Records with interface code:
+===+

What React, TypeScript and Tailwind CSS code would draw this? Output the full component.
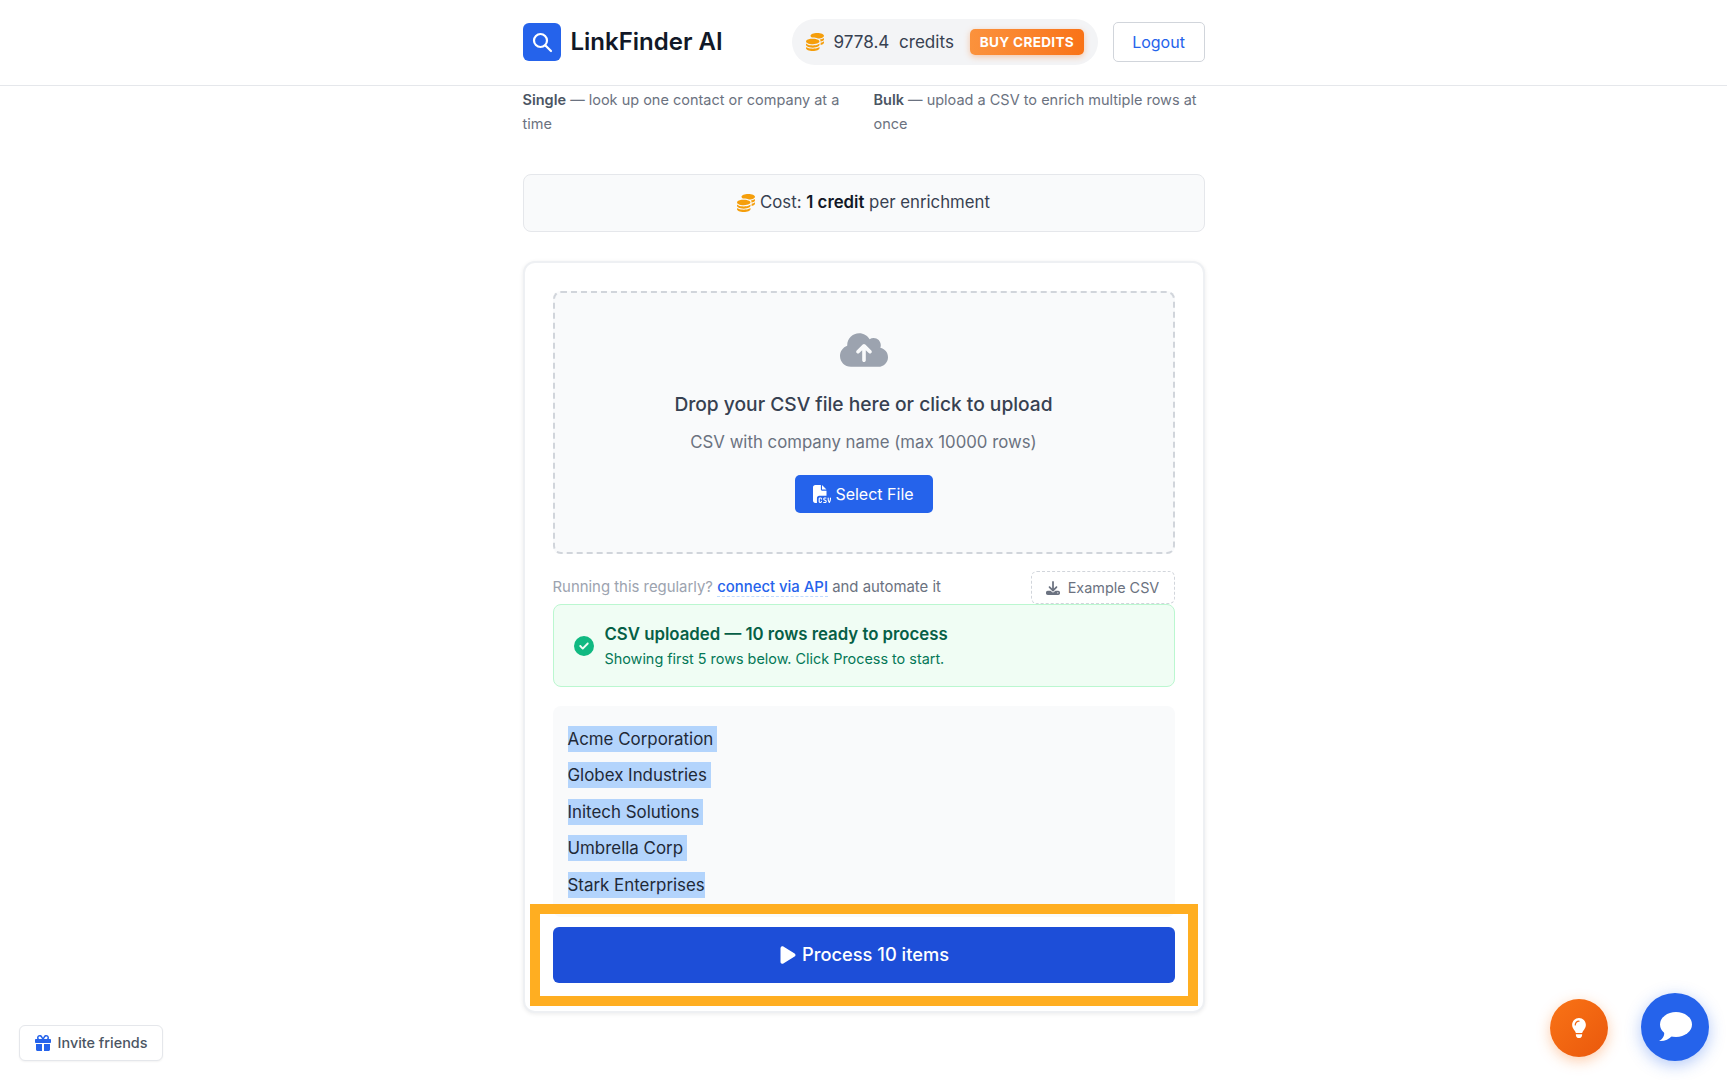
import React from 'react';
import { FaCircleCheck, FaCloudArrowUp, FaCoins, FaDownload, FaFileCsv, FaGift, FaLightbulb, FaPlay } from 'react-icons/fa6';

const rows = [
  { name: 'Acme Corporation', pad: 'pr-[4px]' },
  { name: 'Globex Industries', pad: 'pr-[4px]' },
  { name: 'Initech Solutions', pad: 'pr-[4px]' },
  { name: 'Umbrella Corp', pad: 'pr-[4px]' },
  { name: 'Stark Enterprises', pad: 'pr-0' },
];

function Header() {
  return (
    <header className="h-[86px] border-b border-[#e5e7eb] bg-white">
      <div className="mx-auto flex h-[83px] w-[682px] items-center justify-between">
        <div className="flex items-center gap-[10px]">
          <div className="flex h-[38px] w-[38px] items-center justify-center rounded-[6px] bg-[#2563eb]">
            <svg width="24" height="24" viewBox="0 0 24 24" fill="none" stroke="#ffffff" strokeWidth="2.2" strokeLinecap="round">
              <circle cx="10.5" cy="10.5" r="6.5" />
              <path d="M15.5 15.5 L21 21" />
            </svg>
          </div>
          <span className="pt-[1px] text-[24px] font-semibold leading-none text-[#111827]">LinkFinder AI</span>
        </div>
        <div className="flex items-center gap-[15px]">
          <div className="flex h-[46px] w-[306px] items-center rounded-[23px] bg-[#f3f4f6] pl-[14px] pt-[1px]">
            <FaCoins size={18} className="text-[#f59e0b]" />
            <span className="ml-[10px] whitespace-pre text-[17.1px] text-[#374151]">9778.4  credits</span>
            <span className="ml-[16px] flex h-[26px] w-[114px] items-center justify-center rounded-[5px] bg-gradient-to-r from-[#fb923c] to-[#f97316] text-[13.6px] font-bold tracking-[0.3px] text-white shadow-[0_2px_6px_rgba(249,115,22,.35)]">BUY CREDITS</span>
          </div>
          <button className="h-[40px] w-[92px] rounded-[5px] border border-[#d1d5db] bg-white text-[16px] text-[#2563eb]">Logout</button>
        </div>
      </div>
    </header>
  );
}

function UploadZone() {
  return (
    <div className="flex h-[263px] flex-col items-center rounded-[8px] border-2 border-dashed border-[#d1d5db] bg-[#f9fafb] pt-[33px]">
      <FaCloudArrowUp size={48} className="text-[#9ca3af]" />
      <p className="mt-[16px] text-[19.2px] font-medium leading-[28px] text-[#374151]">Drop your CSV file here or click to upload</p>
      <p className="mt-[12px] text-[16.8px] leading-[24px] text-[#6b7280]">CSV with company name (max 10000 rows)</p>
      <button className="mt-[21px] flex h-[38px] w-[138px] items-center justify-center gap-[4px] rounded-[5px] bg-[#2563eb] text-[16px] text-white">
        <FaFileCsv size={18} />
        Select File
      </button>
    </div>
  );
}

export default function App() {
  return (
    <div className="relative h-[1080px] overflow-hidden bg-white font-['Inter','Liberation_Sans',sans-serif]">
      <Header />
      <main className="mx-auto w-[682px]">
        <div className="grid grid-cols-[332px_331px] gap-x-[19px] pt-[2px] text-[14.5px] leading-[24px] text-[#6b7280]">
          <p><strong className="font-semibold text-[#4b5563]">Single</strong> — look up one contact or company at a time</p>
          <p><strong className="font-semibold text-[#4b5563]">Bulk</strong> — upload a CSV to enrich multiple rows at once</p>
        </div>

        <div className="mt-[38px] flex h-[58px] items-center justify-center rounded-[8px] border border-[#e5e7eb] bg-[#f9fafb] text-[16.8px] text-[#374151]">
          <FaCoins size={18} className="mr-[5px] text-[#f59e0b]" />
          <span>Cost: <strong className="font-semibold text-[#111827]">1 credit</strong> per enrichment</span>
        </div>

        <section className="relative mt-[29px] h-[752px] rounded-[12px] border-2 border-[#eef0f3] bg-white px-[28px] pt-[28px] shadow-[0_1px_4px_rgba(0,0,0,.08)]">
          <UploadZone />

          <div className="mt-[17px] flex h-[33px] items-center justify-between">
            <p className="text-[14.9px] text-[#9ca3af]">
              Running this regularly? <a className="border-b border-dashed border-[#bfdbfe] font-medium text-[#2563eb]">connect via API</a> <span className="text-[#6b7280]">and automate it</span>
            </p>
            <button className="flex h-[33px] w-[144px] items-center justify-center gap-[8px] rounded-[6px] border border-dashed border-[#d1d5db] bg-white text-[14.4px] text-[#6b7280]">
              <FaDownload size={14} />
              Example CSV
            </button>
          </div>

          <div className="flex h-[83px] items-center gap-[11px] rounded-[8px] border border-[#bbf7d0] bg-[#f0fdf4] pl-[20px]">
            <FaCircleCheck size={20} className="text-[#10b981]" />
            <div>
              <p className="text-[16.8px] font-semibold leading-[26px] text-[#065f46]">CSV uploaded — 10 rows ready to process</p>
              <p className="text-[14.4px] leading-[24px] text-[#047857]">Showing first 5 rows below. Click Process to start.</p>
            </div>
          </div>

          <div className="mt-[19px] h-[211px] rounded-[8px] bg-[#f9fafb] px-[15px] pt-[20px]">
            {rows.map((row) => (
              <div key={row.name} className="mb-[10.4px] flex h-[26px] items-center">
                <span className={`bg-[#b3d4fc] text-[16.9px] leading-[26px] text-[#1f2937] ${row.pad}`}>{row.name}</span>
              </div>
            ))}
          </div>

          <button className="mt-[10px] flex h-[56px] w-full items-center justify-center gap-[4px] rounded-[6px] bg-[#1d4ed8] text-[18.3px] font-medium text-white">
            <FaPlay size={20} />
            Process 10 items
          </button>

          <div className="pointer-events-none absolute bottom-[5px] left-[5px] right-[5px] h-[102px] border-[10px] border-[#ffae21]" />
        </section>
      </main>

      <button className="absolute bottom-[19px] left-[19px] flex h-[36px] w-[144px] items-center justify-center gap-[7px] rounded-[6px] border border-[#e5e7eb] bg-white text-[14.4px] font-medium text-[#4b5563] shadow-[0_1px_2px_rgba(0,0,0,.05)]">
        <FaGift size={16} className="text-[#2563eb]" />
        Invite friends
      </button>

      <button className="absolute bottom-[23px] right-[119px] flex h-[58px] w-[58px] items-center justify-center rounded-full bg-gradient-to-br from-[#f97316] to-[#ea580c] text-white shadow-[0_4px_14px_rgba(249,115,22,.35)]">
        <FaLightbulb size={20} />
      </button>
      <button className="absolute bottom-[19px] right-[18px] flex h-[68px] w-[68px] items-center justify-center rounded-full bg-[#2563eb] shadow-[0_4px_16px_rgba(37,99,235,.35)]">
        <svg width="34" height="30" viewBox="0 0 34 30" fill="#ffffff">
          <ellipse cx="18" cy="12.5" rx="16" ry="12.5" />
          <path d="M6 19 C7 23 5 27 1 29 C6 29.5 11 27.5 14 24 Z" />
        </svg>
      </button>
    </div>
  );
}
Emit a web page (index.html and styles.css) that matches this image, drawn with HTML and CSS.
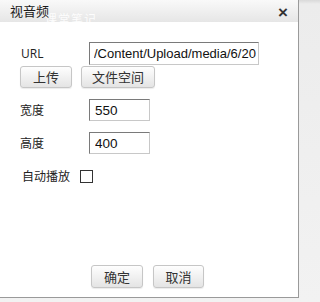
FILE: index.html
```html
<!DOCTYPE html>
<html lang="zh">
<head>
<meta charset="utf-8">
<link rel="stylesheet" href="styles.css">
</head>
<body>
<div class="dialog">
  <div class="titlebar">
    <span class="title">视音频</span>
    <span class="close">×</span>
    <span class="watermark">课堂笔记</span>
  </div>
  <div class="content">
    <div class="row row-url">
      <label class="label">URL</label>
      <input class="field field-url" type="text" value="/Content/Upload/media/6/20">
    </div>
    <div class="row row-buttons">
      <button class="btn btn-upload">上传</button>
      <button class="btn btn-space">文件空间</button>
    </div>
    <div class="row row-size">
      <label class="label">宽度</label>
      <input class="field field-num" type="text" value="550">
    </div>
    <div class="row row-size">
      <label class="label">高度</label>
      <input class="field field-num" type="text" value="400">
    </div>
    <div class="row row-check">
      <label class="label label-auto">自动播放</label>
      <span class="checkbox"></span>
    </div>
    <div class="footer">
      <button class="btn btn-ok">确定</button>
      <button class="btn btn-cancel">取消</button>
    </div>
  </div>
</div>
</body>
</html>
```
FILE: styles.css
```css
html, body {
  margin: 0;
  padding: 0;
}
body {
  width: 301px;
  height: 302px;
  overflow: hidden;
  background: linear-gradient(#d9d9d9, #ececec 4px, #f2f2f2);
  font-family: "Open Sans", "Noto Sans CJK SC", sans-serif;
  color: #222;
}
.dialog {
  width: 298px;
  height: 297px;
  background: #fff;
  border-right: 1px solid #9a9a9a;
  border-bottom: 1px solid #9a9a9a;
  display: flex;
  flex-direction: column;
}
.titlebar {
  position: relative;
  height: 22px;
  flex: none;
  display: flex;
  align-items: center;
  justify-content: space-between;
  padding: 0 10px 0 10px;
  background: linear-gradient(#f9f9f9, #e6e6e6);
}
.title {
  font-family: "Noto Sans CJK SC", sans-serif;
  font-size: 13px;
  line-height: 22px;
  color: #1a1a1a;
  position: relative;
  z-index: 1;
}
.close {
  font-family: "Liberation Sans", sans-serif;
  font-size: 17px;
  font-weight: bold;
  color: #333;
  line-height: 22px;
  margin-top: 4px;
}
.watermark {
  position: absolute;
  left: 45px;
  top: 10px;
  font-family: "Noto Sans CJK SC", sans-serif;
  font-size: 12px;
  color: #fff;
  opacity: 0.9;
  letter-spacing: 1px;
}
.content {
  flex: 1;
  display: flex;
  flex-direction: column;
  padding-left: 20px;
}
.row {
  display: flex;
  align-items: center;
}
.label {
  width: 69px;
  flex: none;
  font-size: 12px;
  color: #222;
}
.row-url {
  margin-top: 20px;
}
.row-url .label {
  padding-left: 1px;
  width: 68px;
}
.field {
  box-sizing: border-box;
  margin: 0;
  border: 1px solid #c8c8c8;
  border-top-color: #7a7a7a;
  border-left-color: #7a7a7a;
  font-family: "Liberation Sans", sans-serif;
  font-size: 13px;
  color: #111;
  padding: 0 5px;
  outline: none;
  background: #fff;
}
.field-url {
  width: 170px;
  height: 23px;
  padding-left: 4px;
  padding-right: 2px;
  font-size: 13px;
}
.field-num {
  width: 61px;
  height: 22px;
  font-size: 13.5px;
}
.row-buttons {
  margin-top: 1px;
  gap: 9px;
}
.btn {
  box-sizing: border-box;
  margin: 0;
  padding: 0;
  height: 22px;
  border: 1px solid #c6c6c6;
  border-radius: 3px;
  background: linear-gradient(#fefefe, #e4e4e4);
  box-shadow: 0 1px 1px rgba(0,0,0,0.08);
  font-family: "Noto Sans CJK SC", sans-serif;
  font-size: 13px;
  color: #333;
  line-height: 20px;
}
.btn-upload { width: 52px; }
.btn-space { width: 74px; }
.row-size {
  margin-top: 11px;
}
.row-check {
  margin-top: 13px;
}
.label-auto {
  width: auto;
  margin-left: 2px;
  margin-right: 10px;
}
.checkbox {
  box-sizing: border-box;
  width: 13px;
  height: 13px;
  border: 1px solid #333;
  background: #fff;
}
.footer {
  margin-top: auto;
  margin-left: -20px;
  padding-bottom: 9px;
  display: flex;
  justify-content: center;
  gap: 10px;
  padding-right: 3px;
}
.btn-ok { width: 52px; height: 23px; }
.btn-cancel { width: 51px; height: 23px; }
```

+===+

◆ WHAT YOU HAVE TO DO ◆
Leave the pictures out and repeat exactly the lines from the beginning of the records to the line bearing "FaGift, FaLightbulb, FaPlay", both ends counted.

◆ FINAL RESULT ◆
What React, TypeScript and Tailwind CSS code would draw this? Output the full component.
import React from 'react';
import { FaCircleCheck, FaCloudArrowUp, FaCoins, FaDownload, FaFileCsv, FaGift, FaLightbulb, FaPlay } from 'react-icons/fa6';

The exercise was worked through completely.